It is not always about the numbers. The final tally of visitors to the 2019 Duty Free & Travel Retail Summit of the Americas is expected to be flat said organizers Michael Payne, President and CEO, IAADFS and José Luis Donagaray, Secretary-General of ASUTIL during a meeting with members of the trade press the last day of the show.
But the numbers do not reflect the decidedly upbeat feeling about the show reported by most of the exhibitors TMI spoke with during the Summit, which was held for the first time in the new venue of the Hyatt Regency Hotel in Orlando.
“It looks like we are going to end up right at 1,830 people registered as of the end of Tuesday. Last year we were just under 1,900 in total over the three-day period,” reported Payne. Non-member buyers and non-member supplier numbers were up 75-80, he added.
While the number of buyers totaled 420, down by about 35 from last year, according to Payne, the majority of trade floor stands appeared to be busy throughout most of the show. The meeting rooms situated around the trade floor – many of which were being used by spirits companies — were fully booked, and nearly all the companies we spoke with said they would be back next year.
Several trade floor exhibitors said that they had a surprising number of drop-by meetings in addition to their scheduled appointments, and were pleased with the “refreshed” feeling of the new venue.
At 42,000 sqf , the trade floor was 10,000 sqf smaller than it had been on the “books at the Marriott” said Payne. But the layout of the smaller size was attractive, and some interesting New Exhibitors added a nice touch of excitement around the outside of the main hall – not to mention the “rocking” Tito’s and Sazerac Bar in the #1 spot right past the entrance.
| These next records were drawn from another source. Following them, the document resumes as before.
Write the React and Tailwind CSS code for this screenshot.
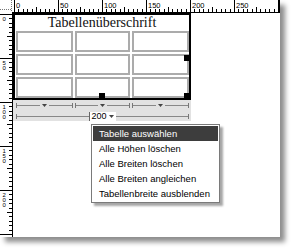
import React from "react";

const SCALE = 0.88;

function TopRuler() {
  const ticks = [];
  const labels = [];
  for (let u = 0; u <= 300; u += 5) {
    const x = Math.round(14 + u * SCALE) + 0.5;
    if (x > 279) break;
    let y1 = 9;
    if (u % 50 === 0) y1 = 0;
    else if (u % 25 === 0) y1 = 7;
    ticks.push(<line key={u} x1={x} y1={y1} x2={x} y2={12} stroke="#000" strokeWidth="1" />);
    if (u % 50 === 0 && x < 262) {
      labels.push(
        <text key={"t" + u} x={x + 1.5} y={7.5} fontSize="7.5" fontFamily="Liberation Sans, Arial, sans-serif" fill="#000">
          {u}
        </text>
      );
    }
  }
  return (
    <svg width="280" height="13" className="block shrink-0">
      {/* corner */}
      <line x1="0" y1="9.5" x2="12" y2="9.5" stroke="#777" strokeDasharray="1 1" />
      <line x1="11.5" y1="0" x2="11.5" y2="12" stroke="#777" strokeDasharray="1 1" />
      {ticks}
      {labels}
      <line x1="12" y1="12.5" x2="280" y2="12.5" stroke="#000" />
      <line x1="279.5" y1="0" x2="279.5" y2="13" stroke="#000" />
    </svg>
  );
}

function LeftRuler() {
  const ticks = [];
  const labels = [];
  for (let u = 0; u <= 260; u += 5) {
    const y = Math.round(1 + u * SCALE) + 0.5;
    if (y > 224) break;
    let x1 = 9;
    if (u % 50 === 0) x1 = 0;
    else if (u % 25 === 0) x1 = 7;
    ticks.push(<line key={u} x1={x1} y1={y} x2={12} y2={y} stroke="#000" strokeWidth="1" />);
    if (u % 50 === 0 && y < 205) {
      String(u)
        .split("")
        .forEach((d, i) => {
          labels.push(
            <text key={"l" + u + i} x={2.5} y={y + 6 + i * 5} fontSize="6" fontFamily="Liberation Sans, Arial, sans-serif" fill="#000">
              {d}
            </text>
          );
        });
    }
  }
  return (
    <svg width="13" height="224" className="block shrink-0">
      {ticks}
      {labels}
      <line x1="12.5" y1="0" x2="12.5" y2="224" stroke="#000" />
    </svg>
  );
}

function Arrow({ className = "" }) {
  return (
    <svg width="5" height="3" viewBox="0 0 5 3" className={"block shrink-0 " + className}>
      <path d="M0 0h5L2.5 3z" fill="#444" />
    </svg>
  );
}

function ColMarker() {
  return (
    <div className="flex items-center h-[5px]">
      <div className="w-px h-[5px] bg-[#777]" />
      <div className="flex-1 h-px bg-[#888]" />
      <Arrow className="mx-[2px]" />
      <div className="flex-1 h-px bg-[#888]" />
      <div className="w-px h-[5px] bg-[#777]" />
    </div>
  );
}

const menuItems = [
  "Tabelle auswählen",
  "Alle Höhen löschen",
  "Alle Breiten löschen",
  "Alle Breiten angleichen",
  "Tabellenbreite ausblenden",
];

export default function App() {
  return (
    <div className="w-[294px] h-[250px] bg-white overflow-hidden">
      <div className="w-[280px] h-[237px] bg-white flex flex-col shadow-[5px_5px_5px_rgba(0,0,0,0.45)]">
        <TopRuler />
        <div className="flex flex-1">
          <LeftRuler />
          <div className="relative flex-1">
            {/* table */}
            <div className="relative w-[178px] border-2 border-black bg-white">
              <div className="h-[15px] leading-[15px] text-center text-[14px] text-[#111] font-['Liberation_Serif',serif]">
                Tabellenüberschrift
              </div>
              <div className="grid grid-cols-[57px_55px_57px] gap-[2px] pl-[1px] pt-[1px]">
                {Array.from({ length: 9 }).map((_, i) => (
                  <div key={i} className="h-[21px] border-2 border-[#ababab]" />
                ))}
              </div>
              <div className="absolute right-[-1px] top-[40px] w-[6px] h-[6px] bg-black" />
              <div className="absolute left-[84px] bottom-0 w-[6px] h-[5px] bg-black" />
              <div className="absolute right-[-1px] bottom-0 w-[6px] h-[5px] bg-black" />
            </div>

            {/* width bar */}
            <div className="w-[178px] h-[21px] bg-[#e2e2e2] pt-[3px] flex flex-col">
              <div className="grid grid-cols-[57px_55px_57px] gap-[2px] pl-[3px]">
                <ColMarker />
                <ColMarker />
                <ColMarker />
              </div>
              <div className="flex items-center pl-[3px] pr-[2px] mt-[4px] h-[9px]">
                <div className="w-px h-[5px] bg-[#777]" />
                <div className="flex-1 h-px bg-[#888]" />
                <div className="flex items-center gap-[2px] bg-white border-l border-[#666] pl-px pr-[2px] h-[9px] text-[9px] leading-[9px] text-black font-['Liberation_Sans',Arial,sans-serif]">
                  200
                  <Arrow />
                </div>
                <div className="flex-1 h-px bg-[#888]" />
                <div className="w-px h-[5px] bg-[#777]" />
              </div>
            </div>

            {/* context menu */}
            <div className="absolute left-[78px] top-[111px] w-[129px] bg-white border border-[#7a7a7a] p-px shadow-[3px_3px_2px_rgba(0,0,0,0.35)] font-['Liberation_Sans',Arial,sans-serif]">
              {menuItems.map((t, i) => (
                <div
                  key={t}
                  className={
                    "h-[15px] leading-[15px] pl-[6px] text-[9.5px] whitespace-nowrap " +
                    (i === 0 ? "bg-[#3d3d3d] text-white" : "text-black")
                  }
                >
                  {t}
                </div>
              ))}
            </div>
          </div>
        </div>
      </div>
    </div>
  );
}
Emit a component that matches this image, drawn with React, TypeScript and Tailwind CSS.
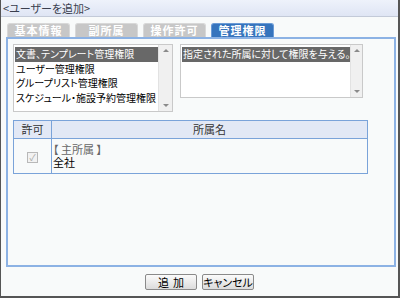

“I think that the new venue encouraged people to walk around and stop by stands they might not have visited in years past,” commented one exhibitor. Another said that being in a new venue avoided the “Fifth Avenue” feel they experienced in the Marriott, where stands not located on the “main street” were ignored.
Payne commented that in light of the challenges facing the industry in the Americas at this time, he was not expecting attendance to be as good as it was.
“Given the economy and the [conflicting dates with] ProWein show and the mergers and consolidations, plus the fact that we are up against spring break in Florida, we are pleased with the numbers. But of course, we don’t want to see them flat,” he said.
ASUTIL Secretary-General José Luis Donagaray added: “People are satisfied with the new venue and we appreciate the comments on the environment and facilities.”
Both Donagaray and Payne admitted that the new venue is a start but much must still be done to make sure that the show remains valuable and relevant.
One intangible that is difficult to quantify is the value of face to face meetings and socializing that cannot be met by digital meetings, they said.
Conference & Social Activities
The content of the three morning executive sessions were generally praised although the consensus was that the show might be better served by cutting the conferences to two days. TMI will carry more news on the conferences in a later issue.
The new format of social activities was also well received, as was the more central location of the hotel.
One of the most common complaints continued to be the large number of “informal” meetings held in the hotel outside of the Trade Floor location by non-registered companies. In fact, the Hyatt seemed to offer even more space for such meetings than was available in the Marriott.
The 2020 Summit of the Americas will take place at the Hyatt Regency in Orlando from March 30-April 2, and in a break from the past, the Opening cocktail will take place on Monday evening, instead of beginning on Sunday.